* Data lines *

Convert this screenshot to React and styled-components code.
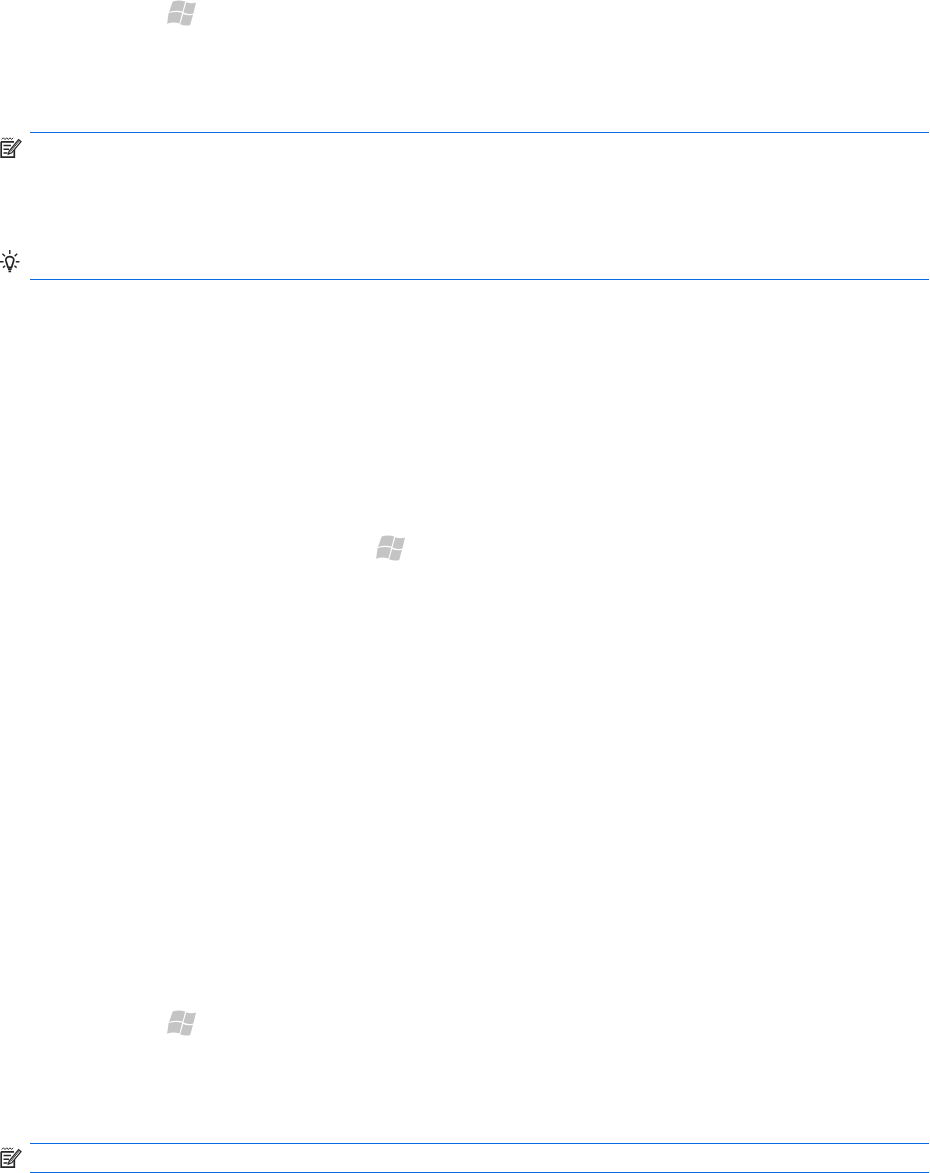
import React from "react";
import styled, { createGlobalStyle } from "styled-components";

const Global = createGlobalStyle`
  html, body { margin: 0; padding: 0; background: #fff; }
  #root { width: 930px; height: 1173px; overflow: hidden; }
`;

const Page = styled.main`
  display: flex;
  flex-direction: column;
  width: 930px;
  height: 1173px;
`;

const LogoRow = styled.div`
  display: flex;
  height: 26px;
  margin-top: ${(p) => p.$top}px;
  padding-left: ${(p) => p.$left}px;
`;

const Callout = styled.section`
  display: grid;
  grid-template-columns: 30px 899px;
  margin-top: ${(p) => p.$top}px;
`;

const IconCell = styled.div`
  display: flex;
  align-items: flex-start;
  padding-top: ${(p) => p.$pad || 0}px;
`;

const Body = styled.div`
  height: ${(p) => p.$height}px;
  border-top: ${(p) => (p.$top ? "1px solid #0a6ae0" : "none")};
  border-bottom: ${(p) => (p.$bottom ? "1px solid #0a6ae0" : "none")};
`;

const LogoSvg = styled.svg`
  filter: blur(0.45px);
`;

const Pane = styled.path`
  fill: #c4c4c4;
`;

const WindowsLogo = () => (
  <LogoSvg width="30" height="26" viewBox="-1 0 30 26">
    <Pane d="M4.7 1.6C8.8 0.2 13 0.2 17.2 1.6L14.6 11.6C10.2 10.4 5.6 10.6 1 12Z" />
    <Pane d="M18.3 2.2C21.3 3.4 24.4 3.6 28 2.6L25.4 13.4C22 14.4 18.6 14.2 15.4 12.6Z" />
    <Pane d="M0.6 13C5.4 11.6 10 11.5 14.2 12.8L11.4 23.4C7.2 22 3 22.2 -0.9 23.8Z" />
    <Pane d="M15.2 14C18.3 15.4 21.6 15.6 25 14.7L22.2 25C18.8 25.9 15.4 25.6 12.2 24.2Z" />
  </LogoSvg>
);

const NoteIcon = () => (
  <svg width="22" height="22" viewBox="0 0 22 22" fill="none" stroke="#262626">
    <path d="M1.7 2.5L3.4 0.8L5 2.5L6.7 0.8L8.3 2.5L10 0.8L11.6 2.5L13.2 0.8" strokeWidth="1" />
    <path d="M1 4.8H14M14.3 12V20.2H1.2V4.8" strokeWidth="1.7" />
    <path d="M3.5 8.6H11M3.5 12.2H9M3.5 15.9H7.5" strokeWidth="1.5" />
    <path d="M9.3 13.8L18.6 2.6L21 4.6L11.7 15.8L8.3 17.2Z" fill="#fff" strokeWidth="1.3" />
    <path d="M10.5 14.5L19.2 4" strokeWidth="0.9" />
  </svg>
);

const TipIcon = () => (
  <svg width="20" height="24" viewBox="0 0 20 24" fill="none" stroke="#222">
    <path d="M9.7 7.6C7.4 7.6 5.6 9.2 5.8 11.2C6 12.8 7.4 15.6 8 18.3H11.6C12.2 15.6 13.6 12.8 13.8 11.2C14 9.2 12 7.6 9.7 7.6Z" strokeWidth="1.7" />
    <path d="M8 20.2H11.6M8.5 22.4H11.1" strokeWidth="1.7" />
    <path d="M9.8 1V5M2.4 4.7L5 7.2M17.2 4.7L14.6 7.2M0 12.8H3.6M15.8 12.8H19.4M3 18.6L5.2 16.8M16.6 18.6L14.4 16.8" strokeWidth="1.4" />
  </svg>
);

export default function App() {
  return (
    <>
      <Global />
      <Page>
        <LogoRow $top={0} $left={167}>
          <WindowsLogo />
        </LogoRow>
        <Callout $top={106}>
          <IconCell $pad={5}>
            <NoteIcon />
          </IconCell>
          <Body $top $height={110} />
        </Callout>
        <Callout $top={0}>
          <IconCell $pad={6}>
            <TipIcon />
          </IconCell>
          <Body $bottom $height={36} />
        </Callout>
        <LogoRow $top={255} $left={376}>
          <WindowsLogo />
        </LogoRow>
        <LogoRow $top={449} $left={167}>
          <WindowsLogo />
        </LogoRow>
        <Callout $top={107}>
          <IconCell $pad={4}>
            <NoteIcon />
          </IconCell>
          <Body $top $bottom $height={28} />
        </Callout>
      </Page>
    </>
  );
}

* To do *
Omit each picture, then return all of the listing exactly as it stands.

* Correct answer *
Convert this screenshot to React and styled-components code.
import React from "react";
import styled, { createGlobalStyle } from "styled-components";

const Global = createGlobalStyle`
  html, body { margin: 0; padding: 0; background: #fff; }
  #root { width: 930px; height: 1173px; overflow: hidden; }
`;

const Page = styled.main`
  display: flex;
  flex-direction: column;
  width: 930px;
  height: 1173px;
`;

const LogoRow = styled.div`
  display: flex;
  height: 26px;
  margin-top: ${(p) => p.$top}px;
  padding-left: ${(p) => p.$left}px;
`;

const Callout = styled.section`
  display: grid;
  grid-template-columns: 30px 899px;
  margin-top: ${(p) => p.$top}px;
`;

const IconCell = styled.div`
  display: flex;
  align-items: flex-start;
  padding-top: ${(p) => p.$pad || 0}px;
`;

const Body = styled.div`
  height: ${(p) => p.$height}px;
  border-top: ${(p) => (p.$top ? "1px solid #0a6ae0" : "none")};
  border-bottom: ${(p) => (p.$bottom ? "1px solid #0a6ae0" : "none")};
`;

const LogoSvg = styled.svg`
  filter: blur(0.45px);
`;

const Pane = styled.path`
  fill: #c4c4c4;
`;

const WindowsLogo = () => (
  <LogoSvg width="30" height="26" viewBox="-1 0 30 26">
    <Pane d="M4.7 1.6C8.8 0.2 13 0.2 17.2 1.6L14.6 11.6C10.2 10.4 5.6 10.6 1 12Z" />
    <Pane d="M18.3 2.2C21.3 3.4 24.4 3.6 28 2.6L25.4 13.4C22 14.4 18.6 14.2 15.4 12.6Z" />
    <Pane d="M0.6 13C5.4 11.6 10 11.5 14.2 12.8L11.4 23.4C7.2 22 3 22.2 -0.9 23.8Z" />
    <Pane d="M15.2 14C18.3 15.4 21.6 15.6 25 14.7L22.2 25C18.8 25.9 15.4 25.6 12.2 24.2Z" />
  </LogoSvg>
);

const NoteIcon = () => (
  <svg width="22" height="22" viewBox="0 0 22 22" fill="none" stroke="#262626">
    <path d="M1.7 2.5L3.4 0.8L5 2.5L6.7 0.8L8.3 2.5L10 0.8L11.6 2.5L13.2 0.8" strokeWidth="1" />
    <path d="M1 4.8H14M14.3 12V20.2H1.2V4.8" strokeWidth="1.7" />
    <path d="M3.5 8.6H11M3.5 12.2H9M3.5 15.9H7.5" strokeWidth="1.5" />
    <path d="M9.3 13.8L18.6 2.6L21 4.6L11.7 15.8L8.3 17.2Z" fill="#fff" strokeWidth="1.3" />
    <path d="M10.5 14.5L19.2 4" strokeWidth="0.9" />
  </svg>
);

const TipIcon = () => (
  <svg width="20" height="24" viewBox="0 0 20 24" fill="none" stroke="#222">
    <path d="M9.7 7.6C7.4 7.6 5.6 9.2 5.8 11.2C6 12.8 7.4 15.6 8 18.3H11.6C12.2 15.6 13.6 12.8 13.8 11.2C14 9.2 12 7.6 9.7 7.6Z" strokeWidth="1.7" />
    <path d="M8 20.2H11.6M8.5 22.4H11.1" strokeWidth="1.7" />
    <path d="M9.8 1V5M2.4 4.7L5 7.2M17.2 4.7L14.6 7.2M0 12.8H3.6M15.8 12.8H19.4M3 18.6L5.2 16.8M16.6 18.6L14.4 16.8" strokeWidth="1.4" />
  </svg>
);

export default function App() {
  return (
    <>
      <Global />
      <Page>
        <LogoRow $top={0} $left={167}>
          <WindowsLogo />
        </LogoRow>
        <Callout $top={106}>
          <IconCell $pad={5}>
            <NoteIcon />
          </IconCell>
          <Body $top $height={110} />
        </Callout>
        <Callout $top={0}>
          <IconCell $pad={6}>
            <TipIcon />
          </IconCell>
          <Body $bottom $height={36} />
        </Callout>
        <LogoRow $top={255} $left={376}>
          <WindowsLogo />
        </LogoRow>
        <LogoRow $top={449} $left={167}>
          <WindowsLogo />
        </LogoRow>
        <Callout $top={107}>
          <IconCell $pad={4}>
            <NoteIcon />
          </IconCell>
          <Body $top $bottom $height={28} />
        </Callout>
      </Page>
    </>
  );
}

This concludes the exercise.